Not all the fast-spreading, reinvented backs of jackets have been posted by detractors. Some used the military green soapbox to revisit birther theories involving former President Barack Obama.

But the majority of the messages were spicy retorts, such as “November is coming” (others went with the midterm elections instead) and “I wore the heels on purpose,” referring to Mrs. Trump’s sky-high footwear for a trip aboard Air Force One to, again, Texas after Hurricane Harvey. Jackets also read “Robert Mueller is my hero,” ”I voted for Hillary” and “I believe Stormy Daniels.” One used a sentiment that also fit nicely on baseball-style caps of the same fatigue green, “Let them eat cake.”

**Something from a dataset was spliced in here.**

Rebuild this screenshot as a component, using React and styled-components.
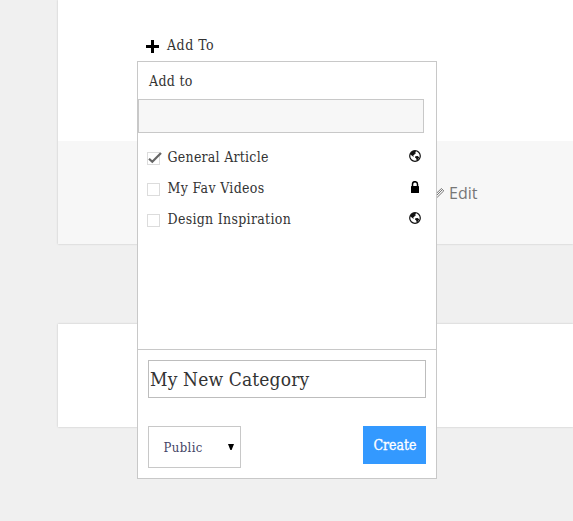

The Statue of Liberty was bandied about. A hand-drawn version shows the old gal holding the hand of a little pink-shirted girl, the other hand raised high with her torch in place. Liberty is in Mrs. Trump’s jacket and declares: “We should all care.”

Celebrities got into the act, weighing in with memes and mere words. The ever-Instagram present actress Busy Philipps went DIY in a beachy top with yellow stick-on letters used by kids for their art projects spelling out, “I care, do u?”

Some politicians also did it themselves. Rep. Dina Titus, a Nevada Democrat, taped a hand-drawn sign to her back reading “I care” and tweeted out a photo of herself next to one of Mrs. Trump boarding Thursday’s plane to Texas with a personalized message: “Hey #FLOTUS, try this on for size. #WhoWoreItBest #ICare.”